Thursday 26 June 2014

Extended flexible work law could prove costly to UK workplace relations

Next Monday (30 June) Liberal Democrat MP Jo Swinson returns to her job as minister for employment relations in the Department for Business, Innovation and Skills (BIS) following a period of maternity leave. The timing is either fortuitous or an example of neat political calculation because Ms Swinson will be back on the very day one of the Lib Dem policy cause celebres, extension of the right of employees to request flexible working, which employers have a duty to consider in a ‘reasonable manner’, comes into effect .

From next week the right covers all employees after 26 weeks in their job, rather than only those with children under the age of 17 (18 if the child is disabled) and certain carers, albeit a qualifying employee cannot make more than one request in a year.  The right to request regulation as limited to employees with young children was initially introduced in 2003 by the then Labour Government and is generally considered to have been a success because employers have in most cases responded positively to requests. The extension to more employees is thus seen as fair and likely to further encourage employers to operate flexible work practices, which the government believes has the positive effect of both improving workplace well-being and business performance. 

Supporters of this kind of soft ‘nudge’ legislation reckon that employers who wouldn’t otherwise offer flexible work options to the majority of staff will see the light and decide to do so if requests cause them to review their ways of working.  It’s thus assumed that although requests, once reasonably considered, can be refused on one or more of eight business grounds (including additional cost and any detrimental impact on the quality or performance of the business) they will in most cases be accepted.  However, especially with regard to the extended right, this may prove to be a mistaken assumption.

Other than a plethora of individual case studies of how individual organisations have benefited from their own use of flexible working detailed research evidence is far more equivocal about the business case for flexible working than advocates of such working arrangements generally suggest. The most comprehensive published review concludes that available evidence ‘fails to demonstrate a business case for flexible working’ (de Menezes and Kelliher 2011). Similarly, analysis of the 2011 Workplace Industrial Relations Survey (WERS) finds that after allowing for the effect of organisational size and sector the number of flexible working arrangements available in an organisation is not significantly related to either better or worse than average financial performance. In other words there isn’t a business case for, or for that matter against, flexible working (Chanfreau, 2013).

The reason for this is that the benefits from flexible working accrue mainly to employees in the form of improved work life balance, job satisfaction, increased commitment and reduced absenteeism but there is no guarantee that this ultimately improves the business bottom line.
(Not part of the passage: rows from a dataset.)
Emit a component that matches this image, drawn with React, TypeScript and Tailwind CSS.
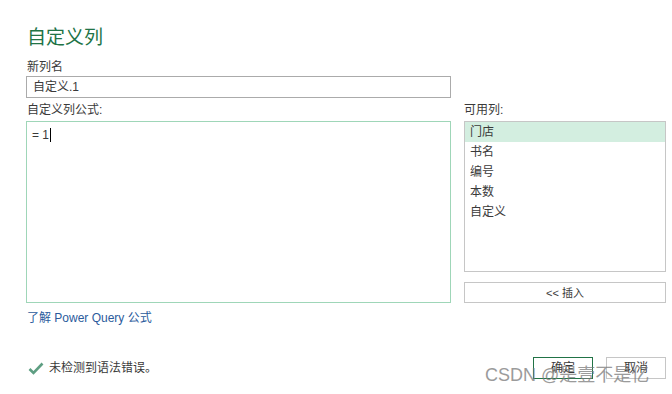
import React from "react";

const items = ["门店", "书名", "编号", "本数", "自定义"];

export default function App() {
  return (
    <div
      className="relative w-[672px] h-[394px] bg-white text-[#3a3a3a] text-[12px] overflow-hidden"
      style={{ fontFamily: '"Liberation Sans", "Noto Sans CJK SC", sans-serif' }}
    >
      <div className="flex flex-col w-[640px] ml-[26px] pt-[24px]">
        <div className="h-[28px] leading-[28px] text-[19px] text-[#217346] pl-[1px]">自定义列</div>
        <div className="mt-[7px] h-[16px] leading-[16px] pl-[1px]">新列名</div>
        <div className="mt-[1px] w-[425px] h-[22px] border border-[#ababab] flex items-center pl-[6px] leading-[16px]">
          自定义.1
        </div>
        <div className="flex mt-[4px]">
          <div className="w-[425px] flex flex-col">
            <div className="h-[16px] leading-[16px] pl-[1px]">自定义列公式:</div>
            <div className="mt-[3px] h-[182px] border border-[#9fd6b8] pl-[5px] pt-[5px]">
              <div className="flex items-center h-[16px] leading-[16px]">
                <span>= 1</span>
                <span className="ml-[1px] w-[1px] h-[14px] bg-black" />
              </div>
            </div>
          </div>
          <div className="ml-[13px] w-[202px] flex flex-col">
            <div className="h-[16px] leading-[16px]">可用列:</div>
            <div className="mt-[3px] h-[151px] border border-[#c6c6c6] flex flex-col">
              {items.map((it, i) => (
                <div
                  key={it}
                  className={
                    i === 0
                      ? "h-[20px] leading-[21px] pl-[5px] bg-[#d3eee0]"
                      : "h-[20px] leading-[21px] pl-[5px]"
                  }
                >
                  {it}
                </div>
              ))}
            </div>
            <div className="mt-[10px] h-[21px] border border-[#c6c6c6] flex items-center justify-center text-[11px] leading-[14px]">
              &lt;&lt; 插入
            </div>
          </div>
        </div>
        <div className="mt-[7px] h-[16px] leading-[16px] pl-[1px] text-[#2b5b9c]">了解 Power Query 公式</div>
        <div className="mt-[31px] h-[22px] flex items-center">
          <svg width="16" height="13" viewBox="0 0 16 13" className="ml-[2px]">
            <polyline
              points="1.5,7 5.5,11 14.5,1.5"
              fill="none"
              stroke="#5e9e82"
              strokeWidth="2.6"
            />
          </svg>
          <span className="ml-[5px] text-[12px] leading-[16px]">未检测到语法错误。</span>
          <div className="ml-auto flex">
            <div className="w-[60px] h-[22px] border border-[#217346] flex items-center justify-center leading-[16px]">
              确定
            </div>
            <div className="ml-[13px] w-[60px] h-[22px] border border-[#c6c6c6] flex items-center justify-center leading-[16px]">
              取消
            </div>
          </div>
        </div>
      </div>
      <div
        className="absolute left-[485px] top-[363px] text-[18px] leading-[24px] text-[#7a7a7a] opacity-75 whitespace-nowrap"
        style={{ fontFamily: '"Liberation Sans", "Noto Sans CJK SC", sans-serif' }}
      >
        CSDN @是壹不是亿
      </div>
    </div>
  );
}
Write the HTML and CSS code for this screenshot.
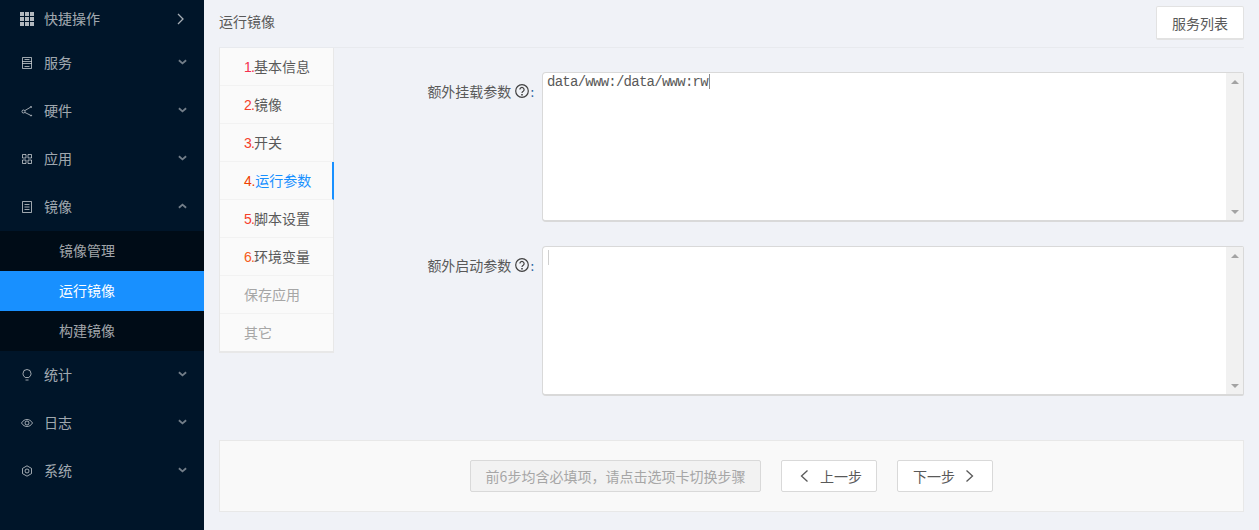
FILE: index.html
```html
<!DOCTYPE html>
<html lang="zh">
<head>
<meta charset="utf-8">
<title>运行镜像</title>
<link rel="stylesheet" href="styles.css">
</head>
<body>
<div class="app">
  <aside class="sidebar">
    <ul class="menu">
      <li class="item">
        <svg class="ico ico-grid" viewBox="0 0 14 14"><path d="M0 0h4v4H0zM5 0h4v4H5zM10 0h4v4h-4zM0 5h4v4H0zM5 5h4v4H5zM10 5h4v4h-4zM0 10h4v4H0zM5 10h4v4H5zM10 10h4v4h-4z"/></svg>
        <span class="label">快捷操作</span>
        <svg class="chev-right" viewBox="0 0 8 12"><path d="M1 1l5 5-5 5"/></svg>
      </li>
      <li class="item">
        <svg class="ico" viewBox="0 0 12 12"><path d="M1.500 .500h9v11h-9zM1.500 4.500h9M1.500 6.500h9M3.500 2.500h5M3.500 9.500h5"/></svg>
        <span class="label">服务</span>
        <svg class="chev" viewBox="0 0 10 6"><path d="M1 1l4 3.500L9 1"/></svg>
      </li>
      <li class="item">
        <svg class="ico" viewBox="0 0 12 12"><circle cx="2.500" cy="6.500" r="1.500"/><path d="M4 5.500l5-3M4 7.500l5 2.500"/><circle cx="10" cy="2" r=".6"/><circle cx="10" cy="10.500" r=".6"/></svg>
        <span class="label">硬件</span>
        <svg class="chev" viewBox="0 0 10 6"><path d="M1 1l4 3.500L9 1"/></svg>
      </li>
      <li class="item">
        <svg class="ico" viewBox="0 0 12 12"><path d="M1.500 1.500h3.500v3.500H1.500zM7 1.500h3.500v3.500H7zM1.500 7h3.500v3.500H1.500zM7 7h3.500v3.500H7z"/></svg>
        <span class="label">应用</span>
        <svg class="chev" viewBox="0 0 10 6"><path d="M1 1l4 3.500L9 1"/></svg>
      </li>
      <li class="item">
        <svg class="ico" viewBox="0 0 12 12"><path d="M1.500 .500h9v11h-9zM3.500 3.500h5M3.500 6h5M3.500 8.500h5"/></svg>
        <span class="label">镜像</span>
        <svg class="chev" viewBox="0 0 10 6"><path d="M1 5l4-3.500L9 5"/></svg>
      </li>
      <li class="sub">
        <a class="sub-item">镜像管理</a>
        <a class="sub-item sub-active">运行镜像</a>
        <a class="sub-item">构建镜像</a>
      </li>
      <li class="item">
        <svg class="ico" viewBox="0 0 12 12"><path d="M4.200 8.500C3 7.500 2 6.500 2 4.500a4 4 0 0 1 8 0c0 2-1 3-2.200 4zM4.500 11h3"/></svg>
        <span class="label">统计</span>
        <svg class="chev" viewBox="0 0 10 6"><path d="M1 1l4 3.500L9 1"/></svg>
      </li>
      <li class="item">
        <svg class="ico" viewBox="0 0 12 12"><path d="M.500 6C2 3.500 4 2.500 6 2.500S10 3.500 11.500 6C10 8.500 8 9.500 6 9.500S2 8.500 .500 6z"/><circle cx="6" cy="6" r="2"/></svg>
        <span class="label">日志</span>
        <svg class="chev" viewBox="0 0 10 6"><path d="M1 1l4 3.500L9 1"/></svg>
      </li>
      <li class="item">
        <svg class="ico" viewBox="0 0 12 12"><path d="M6 .800l4.500 2.600v5.200L6 11.200 1.500 8.600V3.400z"/><circle cx="6" cy="6" r="2"/></svg>
        <span class="label">系统</span>
        <svg class="chev" viewBox="0 0 10 6"><path d="M1 1l4 3.500L9 1"/></svg>
      </li>
    </ul>
  </aside>
  <main class="main">
    <header class="head">
      <span class="title">运行镜像</span>
      <button class="btn btn-list">服务列表</button>
    </header>
    <section class="body">
      <nav class="tabs">
        <a class="tab"><i class="n1">1.</i>基本信息</a>
        <a class="tab"><i class="n2">2.</i>镜像</a>
        <a class="tab"><i class="n2">3.</i>开关</a>
        <a class="tab tab-active"><i class="n4">4.</i>运行参数</a>
        <a class="tab"><i class="n2">5.</i>脚本设置</a>
        <a class="tab"><i class="n6">6.</i>环境变量</a>
        <a class="tab tab-muted">保存应用</a>
        <a class="tab tab-muted">其它</a>
      </nav>
      <form class="form">
        <div class="row">
          <div class="field-label"><span>额外挂载参数</span><svg class="help" viewBox="0 0 14 14"><circle cx="7" cy="7" r="6.300"/><path d="M4.900 5.600a2.100 2.100 0 1 1 3.300 1.700c-.8.500-1.200.8-1.200 1.700"/><path class="dot" d="M6.200 10h1.600v1.500H6.200z"/></svg><span class="colon">:</span></div>
          <div class="area">
            <div class="area-text">data/www:/data/www:rw<span class="caret"></span></div>
            <div class="bar"><span class="up"></span><span class="down"></span></div>
          </div>
        </div>
        <div class="row">
          <div class="field-label"><span>额外启动参数</span><svg class="help" viewBox="0 0 14 14"><circle cx="7" cy="7" r="6.300"/><path d="M4.900 5.600a2.100 2.100 0 1 1 3.300 1.700c-.8.500-1.200.8-1.200 1.700"/><path class="dot" d="M6.200 10h1.600v1.500H6.200z"/></svg><span class="colon">:</span></div>
          <div class="area">
            <div class="area-text"><span class="caret caret-empty"></span></div>
            <div class="bar"><span class="up"></span><span class="down"></span></div>
          </div>
        </div>
      </form>
    </section>
    <footer class="foot">
      <button class="btn btn-disabled">前6步均含必填项，请点击选项卡切换步骤</button>
      <button class="btn btn-step btn-prev"><svg class="step-ico" viewBox="0 0 8 12"><path d="M7.500 .500L1.500 6l6 5.500"/></svg>上一步</button>
      <button class="btn btn-step btn-next">下一步<svg class="step-ico" viewBox="0 0 8 12"><path d="M.500 .500l6 5.500-6 5.500"/></svg></button>
    </footer>
  </main>
</div>
</body>
</html>
```

FILE: styles.css
```css
* { box-sizing: border-box; }
html, body { margin: 0; padding: 0; height: 530px; overflow: hidden; }
body { font-family: "Noto Sans CJK SC", "Liberation Sans", sans-serif; font-size: 14px; background: #f0f2f7; color: #595959; }
.app { display: flex; height: 530px; }

.sidebar { width: 204px; flex: none; background: #001529; overflow: hidden; }
.menu { list-style: none; margin: -5px 0 0; padding: 0; }
.item { display: flex; align-items: center; height: 40px; margin: 0 0 8px; padding-left: 20px; color: rgba(255,255,255,.65); position: relative; }
.menu > .item:first-child { margin: 4px 0; }
.ico { width: 12px; height: 12px; margin: 0 11px 0 1px; fill: none; stroke: rgba(255,255,255,.62); stroke-width: 1; flex: none; }
.ico-grid { width: 14px; height: 14px; margin: 0 10px 0 0; fill: rgba(255,255,255,.7); stroke: none; }
.label { line-height: 38px; height: 40px; }
.chev { position: absolute; left: 178px; top: 16px; width: 9px; height: 6px; fill: none; stroke: rgba(255,255,255,.45); stroke-width: 2; }
.chev-right { position: absolute; left: 177px; top: 14px; width: 8px; height: 12px; fill: none; stroke: rgba(255,255,255,.65); stroke-width: 1.300; }

.sub { background: #000c17; margin: -4px 0 4px; display: block; }
.sub-item { display: block; height: 40px; line-height: 38px; padding-left: 59px; color: rgba(255,255,255,.65); }
.sub-active { background: #1890ff; color: #fff; }

.main { flex: 1; min-width: 0; padding: 0 15px; display: flex; flex-direction: column; }
.head { display: flex; justify-content: space-between; align-items: flex-start; height: 48px; padding-top: 6px; border-bottom: 1px solid #e8eaee; }
.title { line-height: 30px; color: #595959; font-size: 14px; }
.btn { font-family: inherit; font-size: 14px; background: #fff; border: 1px solid #d9d9d9; color: #595959; padding: 0; border-radius: 2px; }
.btn-list { width: 88px; height: 34px; border-width: 1px 1px 2px 1px; border-color: #e2e2e2; line-height: 30px; }

.body { display: flex; height: 392px; }
.tabs { width: 115px; height: 305px; flex: none; background: #fafafa; border: 1px solid #e8e8e8; border-top: 0; border-bottom-width: 2px; display: flex; flex-direction: column; }
.tab { display: block; height: 38px; line-height: 37px; padding-left: 24px; color: #595959; border-bottom: 1px solid #f2f2f2; flex: none; }
.tab:last-child { border-bottom: 0; height: 37px; }
.tab i { font-style: normal; font-family: "Liberation Sans", sans-serif; letter-spacing: -.8px; }
.n1 { color: #f5304f; }
.n2 { color: #f5402a; }
.tab .n4 { color: #f04000; letter-spacing: -.2px; }
.n6 { color: #f55a20; }
.tab-active { color: #1890ff; border-right: 2px solid #1890ff; margin-right: -1px; }
.tab-muted { color: #a6a6a6; }

.form { flex: 1; padding-top: 24px; display: flex; flex-direction: column; gap: 24px; min-width: 0; }
.row { display: flex; height: 150px; }
.field-label { width: 208px; flex: none; display: flex; align-items: center; justify-content: flex-end; height: 38px; color: #595959; white-space: nowrap; }
.help { width: 14px; height: 14px; margin: 0 1px 0 4px; fill: none; stroke: #404040; stroke-width: 1.200; flex: none; }
.help .dot { fill: #404040; stroke: none; }
.colon { color: #1d5fa0; margin-right: 8px; font-size: 13px; }
.area { flex: 1; display: flex; background: #fff; border: 1px solid #d9d9d9; border-width: 1px 1px 2px 1px; border-radius: 4px 2px 2px 4px; min-width: 0; }
.area-text { flex: 1; padding: 0 4px; font-family: "Liberation Mono", monospace; font-size: 14px; letter-spacing: -.74px; line-height: 18px; color: #595959; }
.caret { display: inline-block; width: 1px; height: 15px; background: #8c8c8c; vertical-align: -3px; margin-left: 1px; }
.caret-empty { background: #d0d0d0; margin: 3px 0 0 1px; vertical-align: top; }
.bar { width: 17px; flex: none; background: #f1f1f1; display: flex; flex-direction: column; justify-content: space-between; align-items: center; padding: 7px 0 6px; }
.up, .down { display: block; width: 0; height: 0; border-left: 4px solid transparent; border-right: 4px solid transparent; }
.up { border-bottom: 4px solid #a3a3a3; }
.down { border-top: 4px solid #a3a3a3; }

.foot { height: 72px; background: #f9f9f9; border: 1px solid #e8e8e8; display: flex; align-items: center; justify-content: center; gap: 20px; }
.btn-disabled { width: 291px; height: 32px; background: #f2f2f2; color: #a6a6a6; border-color: #d9d9d9; }
.btn-step { width: 96px; height: 32px; display: flex; align-items: center; color: #595959; }
.step-ico { width: 8px; height: 12px; fill: none; stroke: #595959; stroke-width: 1.300; flex: none; }
.btn-prev { padding-left: 18px; }
.btn-prev .step-ico { margin-right: 12px; }
.btn-next { padding-left: 15px; }
.btn-next .step-ico { margin-left: 11px; }
```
The key factor appears to be the specific organisational situations in which flexible working practices operate and the fact that ‘flexible working’ is a catch-all term for a variety of practices - encompassing part-time working (the most common form), flexi-time, temporary reduced hours, regular working from home, compressed working week, annualised hours, job sharing and term-time working etc. – not all of which will be suitable for every business.

This explains why most employers’ bodies, while in general lauding flexible working as a means of helping organisations to recruit and retain staff and to increase staff satisfaction, believe that the decision to offer employees flexible work, and precisely which contractual arrangements to use, should be determined solely by organisations themselves without any regulatory push or nudge.  The reluctance of some employers to voluntarily introduce flexible working, especially among small and medium sized enterprises, revolves around organisational difficulties, inability to cover for or substitute some employee skills, and managerial complexity. Given this the business lobby argues that the right to request could prove costly in terms of time and money if employees challenge refusals, and might also disrupt otherwise harmonious workplace relations if some requests are accepted while others are refused.  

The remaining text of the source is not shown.